REQUIRED WORK. Quote verbatim every line from the line containing "Convert this screenshot" to the line containing "sans-serif', letterSpacing: '0.02em'", inclusive of both, and no other line.
──────── RECORDS FOR THIS TASK ────────
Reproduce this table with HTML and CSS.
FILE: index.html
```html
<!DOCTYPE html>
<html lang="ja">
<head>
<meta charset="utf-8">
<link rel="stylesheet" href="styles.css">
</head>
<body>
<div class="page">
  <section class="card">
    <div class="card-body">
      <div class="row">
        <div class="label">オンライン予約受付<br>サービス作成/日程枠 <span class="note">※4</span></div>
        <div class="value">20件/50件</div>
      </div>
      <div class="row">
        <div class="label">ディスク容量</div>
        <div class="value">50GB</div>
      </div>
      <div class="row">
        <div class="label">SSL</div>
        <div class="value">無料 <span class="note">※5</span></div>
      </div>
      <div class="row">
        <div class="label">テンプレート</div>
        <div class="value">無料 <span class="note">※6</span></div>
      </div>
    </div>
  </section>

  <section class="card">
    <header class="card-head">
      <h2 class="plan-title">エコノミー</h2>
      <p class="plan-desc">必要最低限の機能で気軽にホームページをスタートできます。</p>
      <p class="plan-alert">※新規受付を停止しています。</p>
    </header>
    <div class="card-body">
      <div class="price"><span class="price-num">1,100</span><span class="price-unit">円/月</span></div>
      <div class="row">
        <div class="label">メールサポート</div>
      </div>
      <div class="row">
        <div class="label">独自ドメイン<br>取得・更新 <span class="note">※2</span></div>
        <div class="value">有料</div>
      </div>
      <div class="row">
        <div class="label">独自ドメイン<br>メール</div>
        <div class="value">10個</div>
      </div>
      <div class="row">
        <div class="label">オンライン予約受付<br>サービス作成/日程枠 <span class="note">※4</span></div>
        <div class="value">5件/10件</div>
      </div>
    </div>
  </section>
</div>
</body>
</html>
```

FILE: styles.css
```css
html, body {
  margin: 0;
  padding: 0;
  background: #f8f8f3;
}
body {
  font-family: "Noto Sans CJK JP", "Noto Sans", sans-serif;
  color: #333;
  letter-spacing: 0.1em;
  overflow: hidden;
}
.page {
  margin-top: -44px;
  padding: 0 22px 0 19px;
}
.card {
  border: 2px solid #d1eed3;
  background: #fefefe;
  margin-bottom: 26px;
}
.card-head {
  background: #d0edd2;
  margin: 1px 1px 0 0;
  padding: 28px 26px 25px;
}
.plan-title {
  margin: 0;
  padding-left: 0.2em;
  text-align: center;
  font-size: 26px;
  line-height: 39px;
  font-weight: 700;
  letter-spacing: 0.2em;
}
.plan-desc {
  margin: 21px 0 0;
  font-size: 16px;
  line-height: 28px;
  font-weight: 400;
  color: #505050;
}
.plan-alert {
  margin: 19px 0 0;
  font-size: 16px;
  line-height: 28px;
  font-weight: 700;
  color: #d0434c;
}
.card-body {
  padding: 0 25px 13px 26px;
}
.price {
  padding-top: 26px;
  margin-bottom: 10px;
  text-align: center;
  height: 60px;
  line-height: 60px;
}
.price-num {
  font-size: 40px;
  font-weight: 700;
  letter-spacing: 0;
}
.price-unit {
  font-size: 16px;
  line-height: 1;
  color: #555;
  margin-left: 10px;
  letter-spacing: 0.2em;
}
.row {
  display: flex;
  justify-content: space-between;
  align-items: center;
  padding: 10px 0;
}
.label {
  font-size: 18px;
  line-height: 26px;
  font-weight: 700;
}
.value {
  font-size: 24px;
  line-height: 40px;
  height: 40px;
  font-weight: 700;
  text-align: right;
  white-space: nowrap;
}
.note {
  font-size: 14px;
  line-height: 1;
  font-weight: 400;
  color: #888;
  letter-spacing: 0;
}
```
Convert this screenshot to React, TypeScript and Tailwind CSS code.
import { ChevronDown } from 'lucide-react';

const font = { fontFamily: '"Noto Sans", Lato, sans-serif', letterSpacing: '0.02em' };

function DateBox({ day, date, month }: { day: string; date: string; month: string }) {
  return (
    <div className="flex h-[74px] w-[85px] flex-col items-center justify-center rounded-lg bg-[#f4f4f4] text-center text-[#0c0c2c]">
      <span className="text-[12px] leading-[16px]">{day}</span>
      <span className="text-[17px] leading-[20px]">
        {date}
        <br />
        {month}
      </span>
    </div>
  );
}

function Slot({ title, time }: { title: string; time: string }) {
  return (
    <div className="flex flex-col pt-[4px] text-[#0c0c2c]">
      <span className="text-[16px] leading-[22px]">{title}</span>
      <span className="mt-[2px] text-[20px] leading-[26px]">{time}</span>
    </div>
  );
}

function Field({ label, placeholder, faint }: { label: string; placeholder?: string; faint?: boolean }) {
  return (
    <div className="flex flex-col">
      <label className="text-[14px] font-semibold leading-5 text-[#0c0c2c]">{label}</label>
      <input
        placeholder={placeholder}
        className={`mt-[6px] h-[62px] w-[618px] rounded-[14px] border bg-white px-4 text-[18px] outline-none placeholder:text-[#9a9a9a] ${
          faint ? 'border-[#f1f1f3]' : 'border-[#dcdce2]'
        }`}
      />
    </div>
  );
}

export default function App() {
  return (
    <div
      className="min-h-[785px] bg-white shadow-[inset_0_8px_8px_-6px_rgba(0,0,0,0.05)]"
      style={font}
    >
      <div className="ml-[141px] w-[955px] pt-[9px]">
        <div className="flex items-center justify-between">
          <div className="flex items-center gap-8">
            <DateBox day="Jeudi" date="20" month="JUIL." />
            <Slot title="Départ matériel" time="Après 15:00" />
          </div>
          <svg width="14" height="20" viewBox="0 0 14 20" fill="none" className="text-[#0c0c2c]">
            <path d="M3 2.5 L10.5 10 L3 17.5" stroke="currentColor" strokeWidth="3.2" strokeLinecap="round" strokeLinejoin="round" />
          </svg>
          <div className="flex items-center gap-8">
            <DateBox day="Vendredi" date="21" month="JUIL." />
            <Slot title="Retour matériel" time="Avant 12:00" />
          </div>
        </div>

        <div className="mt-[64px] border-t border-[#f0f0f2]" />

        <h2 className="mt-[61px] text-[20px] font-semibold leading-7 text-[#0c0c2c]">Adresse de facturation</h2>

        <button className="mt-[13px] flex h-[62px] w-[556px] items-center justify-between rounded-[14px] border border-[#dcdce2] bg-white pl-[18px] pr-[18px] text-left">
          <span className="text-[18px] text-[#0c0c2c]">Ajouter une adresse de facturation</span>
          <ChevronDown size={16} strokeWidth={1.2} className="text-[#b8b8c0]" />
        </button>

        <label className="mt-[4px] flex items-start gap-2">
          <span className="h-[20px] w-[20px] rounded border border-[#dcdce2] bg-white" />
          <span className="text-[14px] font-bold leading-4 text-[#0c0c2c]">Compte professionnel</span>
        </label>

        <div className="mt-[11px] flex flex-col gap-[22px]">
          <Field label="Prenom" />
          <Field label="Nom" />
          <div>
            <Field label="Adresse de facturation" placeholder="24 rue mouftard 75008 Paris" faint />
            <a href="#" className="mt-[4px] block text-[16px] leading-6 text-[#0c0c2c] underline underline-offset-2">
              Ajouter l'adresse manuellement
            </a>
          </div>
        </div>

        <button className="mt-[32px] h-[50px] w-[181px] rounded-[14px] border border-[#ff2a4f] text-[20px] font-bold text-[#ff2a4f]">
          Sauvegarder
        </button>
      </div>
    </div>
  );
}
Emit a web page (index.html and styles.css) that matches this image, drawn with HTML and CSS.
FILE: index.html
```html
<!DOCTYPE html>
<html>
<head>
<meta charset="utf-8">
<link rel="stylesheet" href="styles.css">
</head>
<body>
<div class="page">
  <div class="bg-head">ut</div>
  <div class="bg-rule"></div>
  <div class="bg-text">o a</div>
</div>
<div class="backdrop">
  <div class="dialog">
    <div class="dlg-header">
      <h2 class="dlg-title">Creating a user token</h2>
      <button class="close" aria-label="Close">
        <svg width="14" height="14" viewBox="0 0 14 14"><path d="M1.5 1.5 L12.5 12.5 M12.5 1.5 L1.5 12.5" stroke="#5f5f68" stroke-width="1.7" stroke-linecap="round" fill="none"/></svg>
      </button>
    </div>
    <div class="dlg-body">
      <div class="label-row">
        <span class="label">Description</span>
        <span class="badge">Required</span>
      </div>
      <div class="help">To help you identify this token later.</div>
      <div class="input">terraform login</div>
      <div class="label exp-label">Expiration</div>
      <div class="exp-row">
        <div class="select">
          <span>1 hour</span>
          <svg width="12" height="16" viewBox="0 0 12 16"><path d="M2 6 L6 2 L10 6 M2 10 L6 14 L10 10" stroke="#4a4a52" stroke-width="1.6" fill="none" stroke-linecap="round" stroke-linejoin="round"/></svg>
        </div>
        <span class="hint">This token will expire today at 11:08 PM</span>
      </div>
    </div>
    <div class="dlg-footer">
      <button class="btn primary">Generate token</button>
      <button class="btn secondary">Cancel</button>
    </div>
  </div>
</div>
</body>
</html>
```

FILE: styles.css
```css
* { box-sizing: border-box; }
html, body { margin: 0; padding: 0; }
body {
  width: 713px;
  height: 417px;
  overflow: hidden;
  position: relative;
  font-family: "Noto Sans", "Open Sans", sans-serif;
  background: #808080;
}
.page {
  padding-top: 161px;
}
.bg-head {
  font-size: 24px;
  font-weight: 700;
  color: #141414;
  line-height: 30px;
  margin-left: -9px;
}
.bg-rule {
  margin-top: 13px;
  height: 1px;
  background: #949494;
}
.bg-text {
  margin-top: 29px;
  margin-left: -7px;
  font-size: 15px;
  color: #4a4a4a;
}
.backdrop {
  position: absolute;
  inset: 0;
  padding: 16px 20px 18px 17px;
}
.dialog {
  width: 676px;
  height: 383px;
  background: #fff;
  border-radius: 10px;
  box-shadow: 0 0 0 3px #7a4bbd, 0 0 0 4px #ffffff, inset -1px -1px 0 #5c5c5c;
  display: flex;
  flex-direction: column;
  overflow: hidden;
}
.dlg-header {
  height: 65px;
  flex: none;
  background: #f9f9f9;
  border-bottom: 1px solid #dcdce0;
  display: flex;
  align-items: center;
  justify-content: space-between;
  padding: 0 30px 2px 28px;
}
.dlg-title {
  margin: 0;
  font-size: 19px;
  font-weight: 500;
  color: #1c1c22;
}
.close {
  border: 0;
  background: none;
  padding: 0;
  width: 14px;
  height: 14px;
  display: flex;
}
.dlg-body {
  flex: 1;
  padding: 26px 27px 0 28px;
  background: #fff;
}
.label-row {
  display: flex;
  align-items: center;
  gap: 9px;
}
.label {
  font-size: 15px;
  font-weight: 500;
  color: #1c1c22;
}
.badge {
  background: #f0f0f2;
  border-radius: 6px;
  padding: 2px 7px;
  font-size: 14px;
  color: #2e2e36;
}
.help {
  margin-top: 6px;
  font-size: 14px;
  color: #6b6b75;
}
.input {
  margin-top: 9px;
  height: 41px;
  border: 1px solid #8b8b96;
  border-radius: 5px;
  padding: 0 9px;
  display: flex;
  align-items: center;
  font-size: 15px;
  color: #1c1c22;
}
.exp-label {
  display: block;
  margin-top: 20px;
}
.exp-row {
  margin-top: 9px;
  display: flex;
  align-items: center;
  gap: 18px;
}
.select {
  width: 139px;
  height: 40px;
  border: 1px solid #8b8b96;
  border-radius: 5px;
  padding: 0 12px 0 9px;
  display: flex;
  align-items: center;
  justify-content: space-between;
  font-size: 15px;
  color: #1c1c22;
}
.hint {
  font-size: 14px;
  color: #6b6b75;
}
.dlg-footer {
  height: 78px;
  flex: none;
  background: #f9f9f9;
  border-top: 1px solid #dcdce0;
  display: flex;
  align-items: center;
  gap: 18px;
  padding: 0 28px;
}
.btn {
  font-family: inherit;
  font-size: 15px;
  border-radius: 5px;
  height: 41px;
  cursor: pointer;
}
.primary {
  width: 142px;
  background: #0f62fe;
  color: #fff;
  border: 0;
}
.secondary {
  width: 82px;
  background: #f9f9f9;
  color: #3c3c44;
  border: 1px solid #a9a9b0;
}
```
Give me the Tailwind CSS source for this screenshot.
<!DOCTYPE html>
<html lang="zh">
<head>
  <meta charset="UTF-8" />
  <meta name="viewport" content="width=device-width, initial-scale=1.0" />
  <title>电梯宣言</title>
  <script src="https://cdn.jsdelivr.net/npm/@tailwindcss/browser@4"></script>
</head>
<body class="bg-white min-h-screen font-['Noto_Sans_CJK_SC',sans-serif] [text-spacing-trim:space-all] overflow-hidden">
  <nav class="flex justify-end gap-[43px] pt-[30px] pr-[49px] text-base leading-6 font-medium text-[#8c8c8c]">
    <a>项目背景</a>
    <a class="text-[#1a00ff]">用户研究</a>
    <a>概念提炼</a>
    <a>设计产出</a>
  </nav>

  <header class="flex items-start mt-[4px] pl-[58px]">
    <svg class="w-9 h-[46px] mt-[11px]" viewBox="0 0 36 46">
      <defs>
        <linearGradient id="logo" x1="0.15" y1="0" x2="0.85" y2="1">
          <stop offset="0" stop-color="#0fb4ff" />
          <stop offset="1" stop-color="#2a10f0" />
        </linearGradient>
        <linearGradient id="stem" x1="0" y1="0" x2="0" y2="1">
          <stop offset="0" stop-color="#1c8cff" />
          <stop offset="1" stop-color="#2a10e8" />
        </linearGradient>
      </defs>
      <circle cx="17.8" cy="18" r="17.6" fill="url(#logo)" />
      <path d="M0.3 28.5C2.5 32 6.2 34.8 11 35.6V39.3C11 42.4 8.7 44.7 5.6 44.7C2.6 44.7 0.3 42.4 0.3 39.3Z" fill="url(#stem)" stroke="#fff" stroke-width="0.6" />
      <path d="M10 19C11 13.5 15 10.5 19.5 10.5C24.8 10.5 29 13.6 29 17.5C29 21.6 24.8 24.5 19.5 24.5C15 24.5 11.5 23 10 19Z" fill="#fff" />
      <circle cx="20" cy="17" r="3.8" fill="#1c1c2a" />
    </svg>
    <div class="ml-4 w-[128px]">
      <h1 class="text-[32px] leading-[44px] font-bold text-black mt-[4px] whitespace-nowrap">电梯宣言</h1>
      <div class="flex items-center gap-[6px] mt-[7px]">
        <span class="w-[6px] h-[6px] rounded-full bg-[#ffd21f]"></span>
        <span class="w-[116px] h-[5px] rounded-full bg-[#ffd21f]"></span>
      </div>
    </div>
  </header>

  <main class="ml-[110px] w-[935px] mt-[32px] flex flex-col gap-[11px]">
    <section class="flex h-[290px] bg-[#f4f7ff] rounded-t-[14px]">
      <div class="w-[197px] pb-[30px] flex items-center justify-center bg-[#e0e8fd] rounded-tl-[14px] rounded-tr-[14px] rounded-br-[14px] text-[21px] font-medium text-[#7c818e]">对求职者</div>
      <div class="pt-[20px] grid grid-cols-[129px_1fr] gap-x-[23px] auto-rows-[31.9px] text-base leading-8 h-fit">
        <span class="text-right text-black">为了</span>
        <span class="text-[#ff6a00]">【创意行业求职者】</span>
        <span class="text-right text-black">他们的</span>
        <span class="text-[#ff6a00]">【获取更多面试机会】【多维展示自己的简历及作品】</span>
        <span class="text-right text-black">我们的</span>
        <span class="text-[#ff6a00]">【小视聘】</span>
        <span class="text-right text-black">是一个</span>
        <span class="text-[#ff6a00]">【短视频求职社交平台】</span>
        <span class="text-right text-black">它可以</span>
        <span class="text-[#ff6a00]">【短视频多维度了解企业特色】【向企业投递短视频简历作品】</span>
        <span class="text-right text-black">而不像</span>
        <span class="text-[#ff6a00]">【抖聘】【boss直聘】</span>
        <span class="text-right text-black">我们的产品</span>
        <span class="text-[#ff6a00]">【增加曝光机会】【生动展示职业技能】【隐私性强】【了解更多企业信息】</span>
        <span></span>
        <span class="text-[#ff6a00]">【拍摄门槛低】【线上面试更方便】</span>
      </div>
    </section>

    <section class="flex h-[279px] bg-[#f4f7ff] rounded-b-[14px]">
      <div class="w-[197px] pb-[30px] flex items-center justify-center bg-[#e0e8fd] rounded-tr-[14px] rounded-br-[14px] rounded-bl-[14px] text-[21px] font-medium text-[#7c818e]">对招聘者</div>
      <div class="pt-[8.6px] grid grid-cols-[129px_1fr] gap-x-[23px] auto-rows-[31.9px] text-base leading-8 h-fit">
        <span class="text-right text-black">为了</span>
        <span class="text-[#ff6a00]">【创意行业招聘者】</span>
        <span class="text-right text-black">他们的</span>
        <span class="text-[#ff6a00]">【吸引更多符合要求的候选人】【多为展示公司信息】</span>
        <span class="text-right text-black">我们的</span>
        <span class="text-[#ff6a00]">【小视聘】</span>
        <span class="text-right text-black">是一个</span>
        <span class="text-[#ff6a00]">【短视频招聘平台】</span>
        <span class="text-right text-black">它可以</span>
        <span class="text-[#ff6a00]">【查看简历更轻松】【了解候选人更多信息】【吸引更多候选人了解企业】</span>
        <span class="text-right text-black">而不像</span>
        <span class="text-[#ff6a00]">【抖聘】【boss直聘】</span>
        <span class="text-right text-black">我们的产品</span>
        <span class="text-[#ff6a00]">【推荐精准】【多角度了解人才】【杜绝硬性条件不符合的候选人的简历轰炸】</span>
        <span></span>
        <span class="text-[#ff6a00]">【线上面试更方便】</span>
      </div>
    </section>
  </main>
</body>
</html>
────────
THE RESULT.
Convert this screenshot to React, TypeScript and Tailwind CSS code.
import { ChevronDown } from 'lucide-react';

const font = { fontFamily: '"Noto Sans", Lato, sans-serif', letterSpacing: '0.02em' };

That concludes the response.